Awaiting the NFP and ISM Announcements
In the US, all eyes will be on the Nonfarm Payrolls for the month of January, released on the first Friday following the reported month. This report is considered the most important indicator for forex traders. The change in the number of positions is correlated with the performance of the economy, this performance is monitored by the policymakers.
A reading below 400k will be considered bearish for the USD; however, a reading above this estimated number will be considered bullish for the USD. Another report that will have an impact on the market is the ISM Services PMI due for release on Thursday. It reveals the current conditions in the US service sector, which has historically been a large GDP contributor.
A reading below 61 will be considered bearish for the USD; however, a reading above the estimated number will be positive for the USD.
Geopolitical Developments in the Euro-Zone
In the Euro-zone, all eyes will be on the Retail Sales report, which will be released on Friday. It captures a measure of changes in sales of the Eurozone retail sector. the measure of changes in sales of the Eurozone retail sector. It shows the performance of the retail sector in the short term. Per cent changes reflect the rate of changes in such sales. A reading below 9.1% will be considered bearish for the euro; however, a reading above the estimated number will be considered bullish for the euro.
In addition, the negative impact of the prolonged Russia-Ukraine war on the global economy and inflation euro currency met heavy selling pressure on Tuesday. Investors’ concerns grow increasingly, ahead of the second round of peace talks. The latest update shows that regardless of the harsh sanctions imposed by the west Russia continues to ramp up its aggression against Ukraine. In short, this war is likely to have a stronger impact on the euro area and the US economy.
Oil Spike & the Canadian dollar
In Canada, The Bank of Canada (BoC) is set to hike rates by 25bp today. Fears about supply disruptions from Russia’s invasion of Ukraine pushed oil prices to the highest since 2014 and benefitted the Canadian dollar. The spike in oil and gas prices is set to further underpin Canada’s economic momentum and will infuse some volatility around the major and crosses’ pair.
Technical outlook
EURUSD Price Forecast
From a technical perspective, a break below the 1.1080 regions will make this pair face renewed pressure if buyers fail to defend this level. Failure to defend the support level could pave the way toward 1.1000. On the flip side, bulls will be initiated after a break above the 1.1100 regions. Resistances are located at 1.1150, 1.1180 and 1.1220.
USDCAD Price Forecast
A convincing break below 1.2600 will be seen as a fresh trigger for bearish traders and make this pair vulnerable. The downtrend trajectory could drag the price to the next support at 1.2560. Finally, a break below the mid-1.2500 will slide to challenge the 1.25000 psychological mark.
On the flip side, a break above the 1.2800 mark would set the stage to move back to last week’s high at the 1.2880 zone. A break above this level will lead to the next resistances at 1.2900 and 1.2960.

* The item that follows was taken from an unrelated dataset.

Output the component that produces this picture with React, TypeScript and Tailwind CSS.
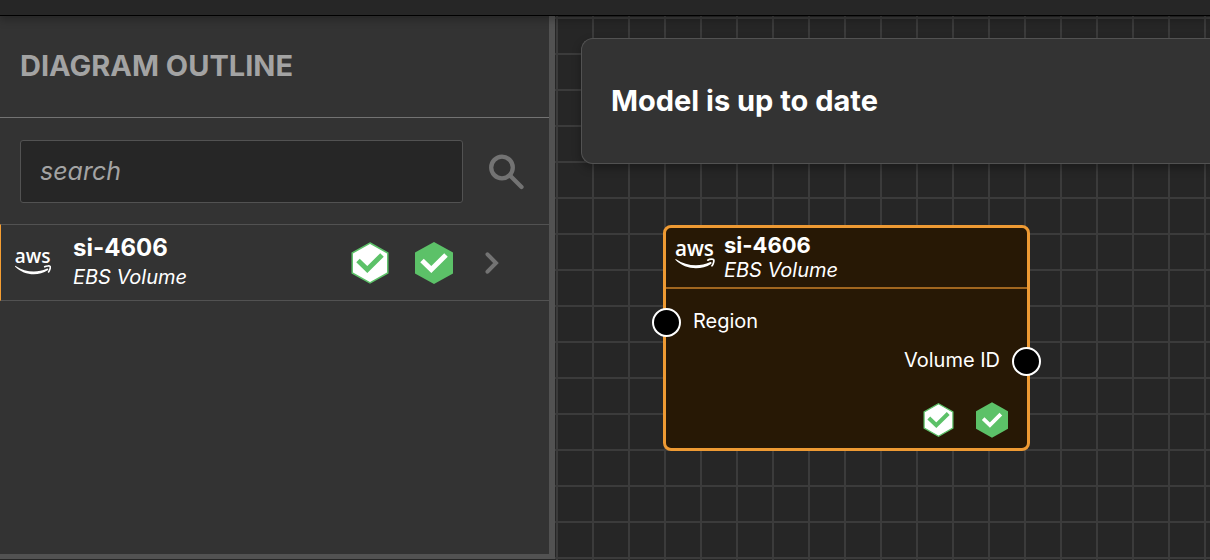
import React from "react";

function AwsLogo({ className }: { className: string }) {
  return (
    <svg viewBox="0 -10 36 44" className={className} role="img" aria-label="aws" fill="none">
      <text x="17.5" y="12" textAnchor="middle" fill="#fff" className="font-['Open_Sans',sans-serif] text-[19px] font-semibold">
        aws
      </text>
      <path d="M0.700 14.900 C10 21.200 22 22.100 31.600 17.700 C33 17.100 33.900 18.400 32.700 19.300 C23 25.500 9 24.500 0.200 15.700 C-0.200 15.200 0.200 14.600 0.700 14.900 Z" fill="#fff" />
      <path d="M29.700 15.800 C31.500 14.700 34.600 14.700 35.100 15.400 C35.600 16.200 35 19.200 33.600 20.900" stroke="#fff" strokeWidth="1.600" strokeLinecap="round" />
    </svg>
  );
}

function HexCheck({ variant, className }: { variant: "outline" | "solid" | "compact"; className: string }) {
  const outline = variant === "outline";
  return (
    <svg viewBox="0 0 38 42" className={className} aria-hidden="true" fill="none">
      <path
        d={outline ? "M19 1 L36.800 11 V31 L19 41 L1.200 31 V11 Z" : "M19 0 L38 10.500 V31.500 L19 42 L0 31.500 V10.500 Z"}
        fill={outline ? "#fff" : "#5cc168"}
        stroke={outline ? "#5cc168" : "none"}
        strokeWidth="1.500"
      />
      <path
        d={variant === "compact" ? "M8.500 19.500 L16.500 27 L29.500 14" : "M7 18.500 L16.300 27.500 L31 13"}
        stroke={outline ? "#5cc168" : "#fff"}
        strokeWidth={variant === "compact" ? "4.500" : "5"}
      />
    </svg>
  );
}

function Sidebar() {
  return (
    <aside className="flex w-[555px] shrink-0 flex-col border-r-6 border-b-5 border-[#525252] bg-[#333333]">
      <div className="border-b border-[#737373] px-5 pt-[30px] pb-[31px]">
        <h2 className="text-[29px] leading-10 font-bold text-[#a3a3a3]">DIAGRAM OUTLINE</h2>
      </div>
      <form className="flex items-center px-5 pt-[22px] pb-[21px]" onSubmit={(e) => e.preventDefault()}>
        <input
          type="search"
          aria-label="Search components"
          placeholder="search"
          className="h-[63px] w-[443px] rounded-[3px] border border-[#525252] bg-[#262626] px-[19px] pb-0.5 text-[25px] text-white italic outline-none placeholder:text-[#a3a3a3]"
        />
        <button type="submit" aria-label="Search" className="ml-[26px]">
          <svg viewBox="0 0 36 36" className="size-9" fill="none" stroke="#737373" strokeLinecap="round">
            <circle cx="13" cy="13.500" r="10.800" strokeWidth="4.300" />
            <path d="M21.500 22 L32.500 33" strokeWidth="4.300" />
          </svg>
        </button>
      </form>
      <a href="#si-4606" className="flex h-[77px] items-center border-y border-l border-y-[#525252] border-l-[#f59e32] pl-3.5">
        <AwsLogo className="h-11 w-9" />
        <span className="ml-[22px] flex flex-1 flex-col pb-0.5 text-white">
          <strong className="text-[24px] leading-[30px] font-bold">si-4606</strong>
          <em className="text-[20px] leading-7">EBS Volume</em>
        </span>
        <span className="mr-[50px] flex items-center">
          <HexCheck variant="outline" className="h-[42px] w-[38px]" />
          <HexCheck variant="solid" className="ml-[26px] h-[42px] w-[38px]" />
          <svg viewBox="0 0 14 24" className="ml-8 h-6 w-3.5" fill="none" stroke="#737373" strokeWidth="4" strokeLinecap="round">
            <path d="M2.500 3.300 L11 12 L2.500 20.700" strokeLinejoin="miter" />
          </svg>
        </span>
      </a>
    </aside>
  );
}

function Socket({ className }: { className: string }) {
  return <span className={`absolute top-px size-[29px] rounded-full border-2 border-white bg-black ${className}`} />;
}

function ComponentNode() {
  return (
    <article
      id="si-4606"
      className="absolute top-[209px] left-[108px] w-[367px] rounded-lg border-3 border-[#ee9a33] bg-[#271805] text-white"
    >
      <header className="flex h-[61px] items-center border-b-2 border-[#a1661f] pl-[9px]">
        <AwsLogo className="mb-1 h-12 w-10" />
        <div className="ml-[9px] flex flex-col pb-px">
          <strong className="text-[22px] leading-[26px] font-bold">si-4606</strong>
          <em className="text-[20px] leading-6">EBS Volume</em>
        </div>
      </header>
      <div className="relative mt-[18px] pl-[27px] text-[20px] leading-7">
        <Socket className="-left-[14px]" />
        Region
      </div>
      <div className="relative mt-[11px] pr-[27px] text-right text-[20px] leading-7">
        Volume ID
        <Socket className="-right-[14px]" />
      </div>
      <div className="mt-7 mr-[19px] mb-2.5 flex items-center justify-end gap-[22px]">
        <HexCheck variant="outline" className="h-[34px] w-[31px]" />
        <HexCheck variant="compact" className="h-9 w-8" />
      </div>
    </article>
  );
}

export default function App() {
  return (
    <div className="flex min-h-screen flex-col bg-[#262626] font-[Inter,sans-serif]">
      <header className="relative z-10 h-4 border-b border-black bg-[#262626] shadow-[0_4px_8px_rgba(0,0,0,0.25)]" />
      <div className="flex flex-1 pb-px">
        <Sidebar />
        <main className="relative -mb-px min-w-0 flex-1 overflow-hidden bg-[linear-gradient(to_right,#3b3b3b_2px,transparent_2px),linear-gradient(to_bottom,#3b3b3b_2px,transparent_2px)] bg-size-[36px_36px] bg-position-[1px_1px]">
          <section className="mt-[22px] ml-[26px] rounded-l-xl border border-r-0 border-[#525252] bg-[#333333] px-[29px] py-[42px] shadow-[0_4px_10px_rgba(0,0,0,0.3)]">
            <p className="text-[29px] leading-10 font-bold text-white">Model is up to date</p>
          </section>
          <ComponentNode />
        </main>
      </div>
    </div>
  );
}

Disclaimer: This article is not investment advice or an investment recommendation and should not be considered as such. The information above is not an invitation to trade and it does not guarantee or predict future performance. The investor is solely responsible for the risk of their decisions. The analysis and commentary presented do not include any consideration of your personal investment objectives, financial circumstances or needs.